**EXCERPTED DATA:**
Begin

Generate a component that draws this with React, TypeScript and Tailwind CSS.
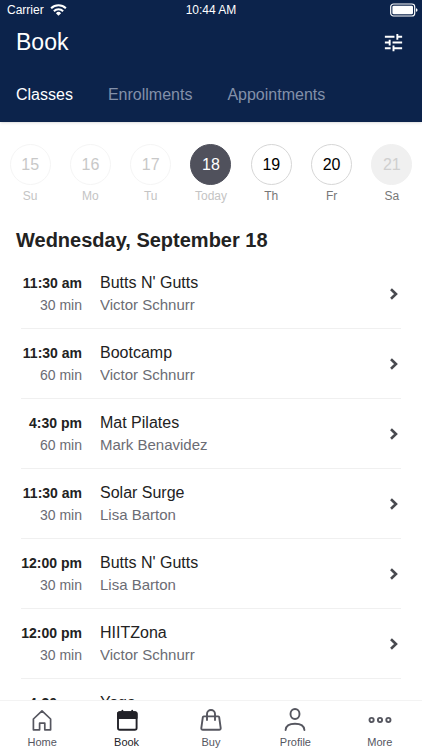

End
Begin

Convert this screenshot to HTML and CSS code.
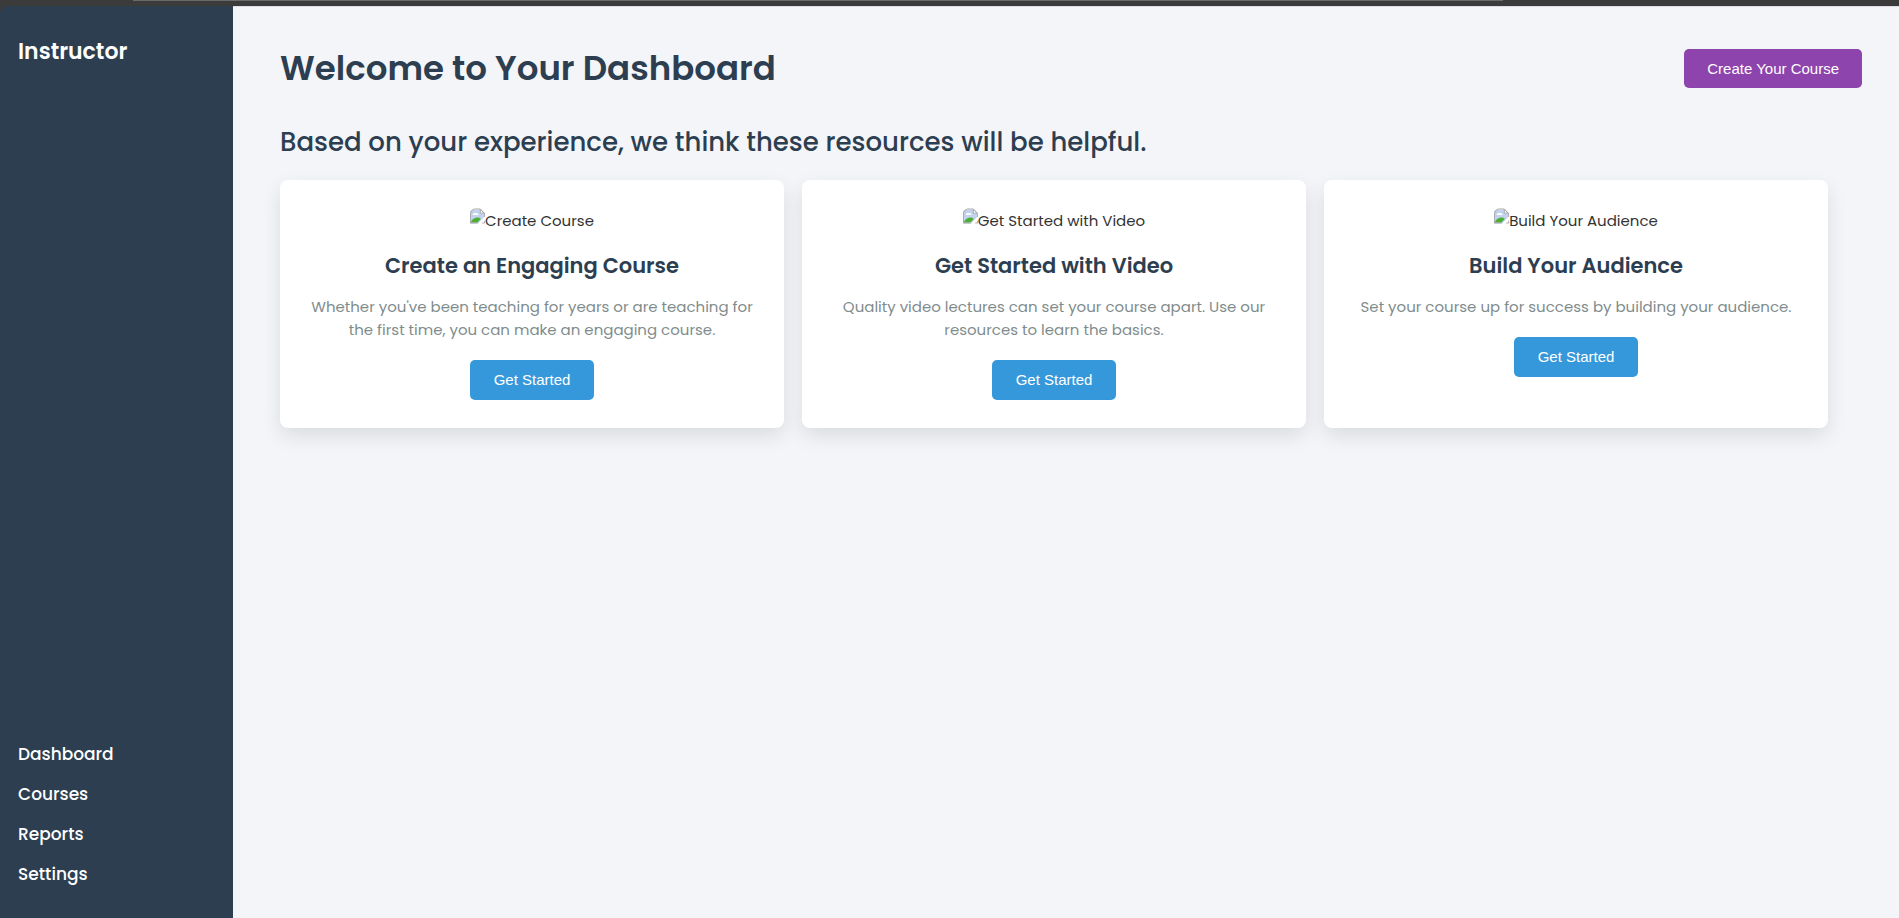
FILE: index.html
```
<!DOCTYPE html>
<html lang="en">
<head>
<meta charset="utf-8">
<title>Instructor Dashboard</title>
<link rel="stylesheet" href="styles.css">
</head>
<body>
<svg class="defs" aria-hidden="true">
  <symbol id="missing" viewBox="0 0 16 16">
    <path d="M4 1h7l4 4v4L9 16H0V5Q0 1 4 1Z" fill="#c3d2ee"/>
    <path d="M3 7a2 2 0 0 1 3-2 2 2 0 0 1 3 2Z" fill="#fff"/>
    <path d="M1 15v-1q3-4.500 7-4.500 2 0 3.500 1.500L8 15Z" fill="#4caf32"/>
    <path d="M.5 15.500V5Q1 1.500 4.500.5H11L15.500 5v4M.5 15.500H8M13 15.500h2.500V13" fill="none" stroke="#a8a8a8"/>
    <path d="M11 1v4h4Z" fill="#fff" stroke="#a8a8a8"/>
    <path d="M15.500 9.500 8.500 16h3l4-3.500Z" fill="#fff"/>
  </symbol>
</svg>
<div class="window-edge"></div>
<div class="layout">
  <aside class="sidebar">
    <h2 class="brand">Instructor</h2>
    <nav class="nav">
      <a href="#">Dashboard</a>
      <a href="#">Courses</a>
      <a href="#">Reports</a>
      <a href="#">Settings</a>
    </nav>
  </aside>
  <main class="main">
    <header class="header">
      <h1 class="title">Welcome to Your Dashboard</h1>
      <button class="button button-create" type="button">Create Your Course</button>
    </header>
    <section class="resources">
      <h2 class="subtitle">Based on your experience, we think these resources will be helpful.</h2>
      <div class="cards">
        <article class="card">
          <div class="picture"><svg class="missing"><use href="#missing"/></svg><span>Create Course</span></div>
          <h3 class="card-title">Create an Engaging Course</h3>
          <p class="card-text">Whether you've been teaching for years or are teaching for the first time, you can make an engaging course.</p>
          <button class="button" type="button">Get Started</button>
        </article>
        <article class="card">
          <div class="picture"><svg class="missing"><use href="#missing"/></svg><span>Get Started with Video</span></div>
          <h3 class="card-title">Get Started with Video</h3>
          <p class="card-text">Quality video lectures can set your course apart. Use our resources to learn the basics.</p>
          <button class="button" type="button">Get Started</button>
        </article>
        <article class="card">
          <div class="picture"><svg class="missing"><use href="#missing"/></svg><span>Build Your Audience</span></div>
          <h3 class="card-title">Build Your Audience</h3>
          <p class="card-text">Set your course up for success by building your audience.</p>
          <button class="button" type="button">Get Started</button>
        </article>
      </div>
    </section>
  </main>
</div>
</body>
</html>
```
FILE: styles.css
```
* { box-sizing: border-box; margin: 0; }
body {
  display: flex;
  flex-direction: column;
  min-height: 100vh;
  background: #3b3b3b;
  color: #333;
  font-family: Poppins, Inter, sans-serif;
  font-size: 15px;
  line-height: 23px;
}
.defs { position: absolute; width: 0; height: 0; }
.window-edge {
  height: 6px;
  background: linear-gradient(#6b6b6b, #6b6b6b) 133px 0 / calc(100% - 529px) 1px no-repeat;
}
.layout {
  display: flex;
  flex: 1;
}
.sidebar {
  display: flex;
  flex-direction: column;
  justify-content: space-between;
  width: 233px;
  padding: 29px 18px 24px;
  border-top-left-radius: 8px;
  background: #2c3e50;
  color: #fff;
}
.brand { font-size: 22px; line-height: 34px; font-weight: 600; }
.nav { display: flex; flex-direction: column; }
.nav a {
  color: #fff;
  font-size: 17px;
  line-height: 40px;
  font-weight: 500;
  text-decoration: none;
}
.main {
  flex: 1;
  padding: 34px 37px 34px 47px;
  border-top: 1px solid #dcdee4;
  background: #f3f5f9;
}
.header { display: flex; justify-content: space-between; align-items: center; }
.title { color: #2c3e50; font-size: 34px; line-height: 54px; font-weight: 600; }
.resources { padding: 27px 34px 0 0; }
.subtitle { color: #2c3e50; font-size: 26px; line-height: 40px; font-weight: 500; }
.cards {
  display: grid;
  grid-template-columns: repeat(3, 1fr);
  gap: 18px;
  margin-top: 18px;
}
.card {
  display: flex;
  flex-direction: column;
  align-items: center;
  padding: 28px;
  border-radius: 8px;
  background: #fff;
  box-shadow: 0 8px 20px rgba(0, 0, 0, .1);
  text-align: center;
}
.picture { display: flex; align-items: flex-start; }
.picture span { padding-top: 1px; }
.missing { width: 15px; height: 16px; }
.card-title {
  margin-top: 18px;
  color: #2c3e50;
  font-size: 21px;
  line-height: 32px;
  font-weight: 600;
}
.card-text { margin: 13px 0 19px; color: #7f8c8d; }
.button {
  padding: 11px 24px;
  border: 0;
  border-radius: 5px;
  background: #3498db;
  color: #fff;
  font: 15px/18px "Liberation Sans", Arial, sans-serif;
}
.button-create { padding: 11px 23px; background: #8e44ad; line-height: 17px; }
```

End

Pick each line holding the word "this" out of the data and copy it.

**OUTPUT OF THE EXERCISE:**
Generate a component that draws this with React, TypeScript and Tailwind CSS.
Convert this screenshot to HTML and CSS code.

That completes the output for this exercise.